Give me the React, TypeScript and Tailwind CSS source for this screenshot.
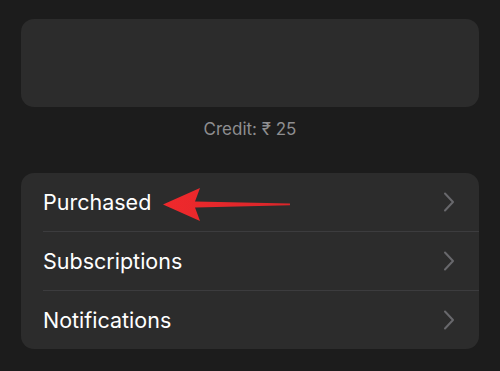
import { Fragment } from 'react'

const ROWS = ['Purchased', 'Subscriptions', 'Notifications']

function Chevron() {
  return (
    <svg width="12" height="20" viewBox="0 0 12 20" fill="none" className="shrink-0">
      <polyline points="2,1.5 10,10 2,18.5" stroke="#68686c" strokeWidth="2" strokeLinecap="round" strokeLinejoin="round" />
    </svg>
  )
}

function Arrow() {
  return (
    <svg width="130" height="36" viewBox="0 0 130 36" className="absolute left-[141px] top-[14px] pointer-events-none">
      <defs>
        <linearGradient id="tail" x1="0" x2="1" y1="0" y2="0">
          <stop offset="0" stopColor="#f0292c" />
          <stop offset="1" stopColor="#d9262a" />
        </linearGradient>
      </defs>
      <path d="M1 17.5 L38 1 L33 14.5 L128 16.5 L128 18.3 L33 20.5 L38 34 Z" fill="url(#tail)" />
    </svg>
  )
}

export default function App() {
  return (
    <div className="w-[500px] h-[371px] bg-[#1c1c1c] px-[21px] pt-[19px] font-['Inter',sans-serif]">
      {/* Top card */}
      <div className="h-[88px] rounded-[13px] bg-[#2c2c2c]" />

      <p className="mt-[12px] text-center text-[17px] text-[#8e8e90] leading-5">Credit: ₹ 25</p>

      {/* Menu list */}
      <div className="mt-[34px] rounded-[13px] bg-[#2c2c2c] relative">
        {ROWS.map((label, i) => (
          <Fragment key={label}>
            {i > 0 && <div className="ml-[22px] h-px bg-[#3c3c3e]" />}
            <div className="h-[58px] flex items-center justify-between pl-[22px] pr-[24px]">
              <span className="text-[21.5px] text-white">{label}</span>
              <Chevron />
            </div>
          </Fragment>
        ))}
        <Arrow />
      </div>
    </div>
  )
}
........
> _THE PROBLEM_
Quote the data above in full and without alteration; skip the pictures.

> _RESPONSE BELOW_
Give me the React, TypeScript and Tailwind CSS source for this screenshot.
import { Fragment } from 'react'

const ROWS = ['Purchased', 'Subscriptions', 'Notifications']

function Chevron() {
  return (
    <svg width="12" height="20" viewBox="0 0 12 20" fill="none" className="shrink-0">
      <polyline points="2,1.5 10,10 2,18.5" stroke="#68686c" strokeWidth="2" strokeLinecap="round" strokeLinejoin="round" />
    </svg>
  )
}

function Arrow() {
  return (
    <svg width="130" height="36" viewBox="0 0 130 36" className="absolute left-[141px] top-[14px] pointer-events-none">
      <defs>
        <linearGradient id="tail" x1="0" x2="1" y1="0" y2="0">
          <stop offset="0" stopColor="#f0292c" />
          <stop offset="1" stopColor="#d9262a" />
        </linearGradient>
      </defs>
      <path d="M1 17.5 L38 1 L33 14.5 L128 16.5 L128 18.3 L33 20.5 L38 34 Z" fill="url(#tail)" />
    </svg>
  )
}

export default function App() {
  return (
    <div className="w-[500px] h-[371px] bg-[#1c1c1c] px-[21px] pt-[19px] font-['Inter',sans-serif]">
      {/* Top card */}
      <div className="h-[88px] rounded-[13px] bg-[#2c2c2c]" />

      <p className="mt-[12px] text-center text-[17px] text-[#8e8e90] leading-5">Credit: ₹ 25</p>

      {/* Menu list */}
      <div className="mt-[34px] rounded-[13px] bg-[#2c2c2c] relative">
        {ROWS.map((label, i) => (
          <Fragment key={label}>
            {i > 0 && <div className="ml-[22px] h-px bg-[#3c3c3e]" />}
            <div className="h-[58px] flex items-center justify-between pl-[22px] pr-[24px]">
              <span className="text-[21.5px] text-white">{label}</span>
              <Chevron />
            </div>
          </Fragment>
        ))}
        <Arrow />
      </div>
    </div>
  )
}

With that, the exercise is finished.